> SUPPLIED MATERIAL
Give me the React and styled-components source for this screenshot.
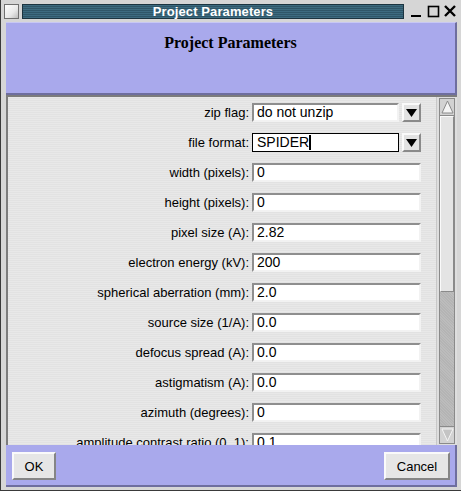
import styled, { createGlobalStyle } from "styled-components";

const GlobalStyle = createGlobalStyle`
  html, body {
    margin: 0;
    padding: 0;
    background: #d6d6d6;
  }
  * {
    box-sizing: border-box;
  }
`;

const fields = [
  { label: "zip flag:", value: "do not unzip", combo: true },
  { label: "file format:", value: "SPIDER", combo: true, focused: true },
  { label: "width (pixels):", value: "0" },
  { label: "height (pixels):", value: "0" },
  { label: "pixel size (A):", value: "2.82" },
  { label: "electron energy (kV):", value: "200" },
  { label: "spherical aberration (mm):", value: "2.0" },
  { label: "source size (1/A):", value: "0.0" },
  { label: "defocus spread (A):", value: "0.0" },
  { label: "astigmatism (A):", value: "0.0" },
  { label: "azimuth (degrees):", value: "0" },
  { label: "amplitude contrast ratio (0..1):", value: "0.1" },
];

const Window = styled.div`
  width: 461px;
  height: 491px;
  display: flex;
  flex-direction: column;
  background: #d6d6d6;
  border-left: 1px solid #3a3a3a;
  border-bottom: 1px solid #3a3a3a;
  font-family: "Liberation Sans", Arial, sans-serif;
  overflow: hidden;
`;

const TitleBar = styled.div`
  height: 22px;
  display: flex;
  align-items: center;
  padding: 3px 2px 3px 3px;
  gap: 3px;
`;

const MenuBox = styled.div`
  width: 15px;
  height: 15px;
  border: 1px solid #707070;
  background: linear-gradient(135deg, #ffffff 0%, #e8e8e8 60%, #bcbcbc 100%);
`;

const TitleStrip = styled.div`
  flex: 1;
  height: 15px;
  display: flex;
  align-items: center;
  justify-content: center;
  border: 1px solid #1c3440;
  background: repeating-linear-gradient(
    to bottom,
    #3d6b80 0px,
    #3d6b80 1px,
    #2f5668 1px,
    #2f5668 2px
  );
  color: #ffffff;
  font-weight: bold;
  font-size: 13px;
  letter-spacing: 0.1px;
`;

const WinButtons = styled.div`
  display: flex;
  align-items: center;
  gap: 3px;
  padding: 0 2px 0 2px;
`;

const WinButton = styled.svg`
  width: 14px;
  height: 14px;
  display: block;
`;

const Body = styled.div`
  flex: 1;
  display: flex;
  flex-direction: column;
  padding: 0 4px 2px 5px;
`;

const Header = styled.div`
  height: 73px;
  background: #a9a9ec;
  border-right: 2px solid #6e6e9e;
  border-bottom: 2px solid #6e6e9e;
  border-top: 1px solid #c8c8f4;
  display: flex;
  justify-content: center;
  padding-top: 11px;
  font-family: "Liberation Serif", "Times New Roman", serif;
  font-weight: bold;
  font-size: 16px;
  color: #000;
`;

const ScrollPane = styled.div`
  height: 350px;
  display: flex;
  border-top: 2px solid #7c7c7c;
  border-left: 2px solid #7c7c7c;
`;

const Content = styled.div`
  flex: 1;
  overflow: hidden;
  padding-top: 6px;
  background: repeating-linear-gradient(
    to bottom,
    #e8e8e8 0px,
    #e8e8e8 1px,
    #e2e2e2 1px,
    #e2e2e2 2px
  );
`;

const Row = styled.div`
  display: grid;
  grid-template-columns: 241px 169px;
  column-gap: 3px;
  align-items: center;
  height: 19px;
  margin-bottom: 11px;
`;

const Label = styled.div`
  text-align: right;
  font-size: 13px;
  color: #000;
  white-space: nowrap;
`;

const Control = styled.div`
  display: flex;
  gap: 3px;
  height: 19px;
`;

const Field = styled.div`
  flex: 1;
  height: 19px;
  background: #ffffff;
  font-size: 14px;
  line-height: 15px;
  color: #000;
  white-space: nowrap;
  overflow: hidden;
  border-style: solid;
  border-color: ${(p) =>
    p.$focused ? "#000 #000 #000 #000" : "#8e8e8e #f2f2f2 #f2f2f2 #8e8e8e"};
  border-width: ${(p) => (p.$focused ? "1px" : "2px")};
  padding-top: ${(p) => (p.$focused ? "1px" : "0")};
  padding-left: ${(p) => (p.$focused ? "4px" : "3px")};
`;

const Caret = styled.span`
  display: inline-block;
  width: 2px;
  height: 15px;
  background: #000;
  vertical-align: top;
`;

const ArrowButton = styled.div`
  width: 19px;
  height: 19px;
  background: #e2e2e2;
  border: 2px solid;
  border-color: #fafafa #8a8a8a #8a8a8a #fafafa;
  display: flex;
  align-items: center;
  justify-content: center;
`;

const Scrollbar = styled.div`
  width: 21px;
  display: flex;
  flex-direction: column;
  background: #dedede;
  border-left: 1px solid #c8c8c8;
  padding: 1px 2px 1px 2px;
`;

const ScrollArrow = styled.div`
  height: 18px;
  background: #d2d2d2;
  border: 1px solid #8a8a8a;
  display: flex;
  align-items: center;
  justify-content: center;
`;

const Track = styled.div`
  flex: 1;
  display: flex;
  flex-direction: column;
  background: repeating-linear-gradient(
    45deg,
    #b4b4b4 0px,
    #b4b4b4 1px,
    #bcbcbc 1px,
    #bcbcbc 2px
  );
  border-left: 1px solid #8a8a8a;
  border-right: 1px solid #8a8a8a;
`;

const Thumb = styled.div`
  height: 176px;
  background: #e4e4e4;
  border: 1px solid;
  border-color: #fafafa #8a8a8a #8a8a8a #fafafa;
`;

const Footer = styled.div`
  height: 42px;
  background: #a9a9ec;
  border-right: 2px solid #6e6e9e;
  border-bottom: 2px solid #6e6e9e;
  display: flex;
  align-items: flex-start;
  justify-content: space-between;
  padding: 7px 5px 0 6px;
`;

const Button = styled.button`
  height: 28px;
  min-width: ${(p) => p.$width}px;
  background: #e6e6e6;
  border: 2px solid;
  border-color: #fafafa #858585 #858585 #fafafa;
  font-family: "Liberation Sans", Arial, sans-serif;
  font-size: 13px;
  color: #000;
  padding: 0 6px;
`;

function ComboArrow() {
  return (
    <svg width="11" height="8" viewBox="0 0 11 8">
      <polygon points="0,0 11,0 5.5,8" fill="#000" />
    </svg>
  );
}

export default function App() {
  return (
    <>
      <GlobalStyle />
      <Window>
        <TitleBar>
          <MenuBox />
          <TitleStrip>Project Parameters</TitleStrip>
          <WinButtons>
            <WinButton viewBox="0 0 14 14">
              <rect x="2" y="11" width="10" height="2" fill="#000" />
            </WinButton>
            <WinButton viewBox="0 0 14 14">
              <rect x="2.5" y="2.5" width="10" height="10" fill="none" stroke="#000" strokeWidth="1.6" />
            </WinButton>
            <WinButton viewBox="0 0 14 14">
              <path d="M2 2 L12 12 M12 2 L2 12" stroke="#000" strokeWidth="2.4" />
            </WinButton>
          </WinButtons>
        </TitleBar>
        <Body>
          <Header>Project Parameters</Header>
          <ScrollPane>
            <Content>
              {fields.map((f) => (
                <Row key={f.label}>
                  <Label>{f.label}</Label>
                  <Control>
                    <Field $focused={f.focused}>
                      {f.value}
                      {f.focused && <Caret />}
                    </Field>
                    {f.combo && (
                      <ArrowButton>
                        <ComboArrow />
                      </ArrowButton>
                    )}
                  </Control>
                </Row>
              ))}
            </Content>
            <Scrollbar>
              <ScrollArrow>
                <svg width="13" height="14" viewBox="0 0 13 14">
                  <polygon points="6.5,1 12,13 1,13" fill="#f4f4f4" stroke="#8a8a8a" />
                </svg>
              </ScrollArrow>
              <Track>
                <Thumb />
              </Track>
              <ScrollArrow>
                <svg width="13" height="14" viewBox="0 0 13 14">
                  <polygon points="1,1 12,1 6.5,13" fill="#c4c4c4" stroke="#f4f4f4" />
                </svg>
              </ScrollArrow>
            </Scrollbar>
          </ScrollPane>
          <Footer>
            <Button $width={44}>OK</Button>
            <Button $width={66}>Cancel</Button>
          </Footer>
        </Body>
      </Window>
    </>
  );
}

> WHAT IS REQUIRED
Extract all lines containing the word "source".

> SOLUTION TO THIS TASK
Give me the React and styled-components source for this screenshot.
  { label: "source size (1/A):", value: "0.0" },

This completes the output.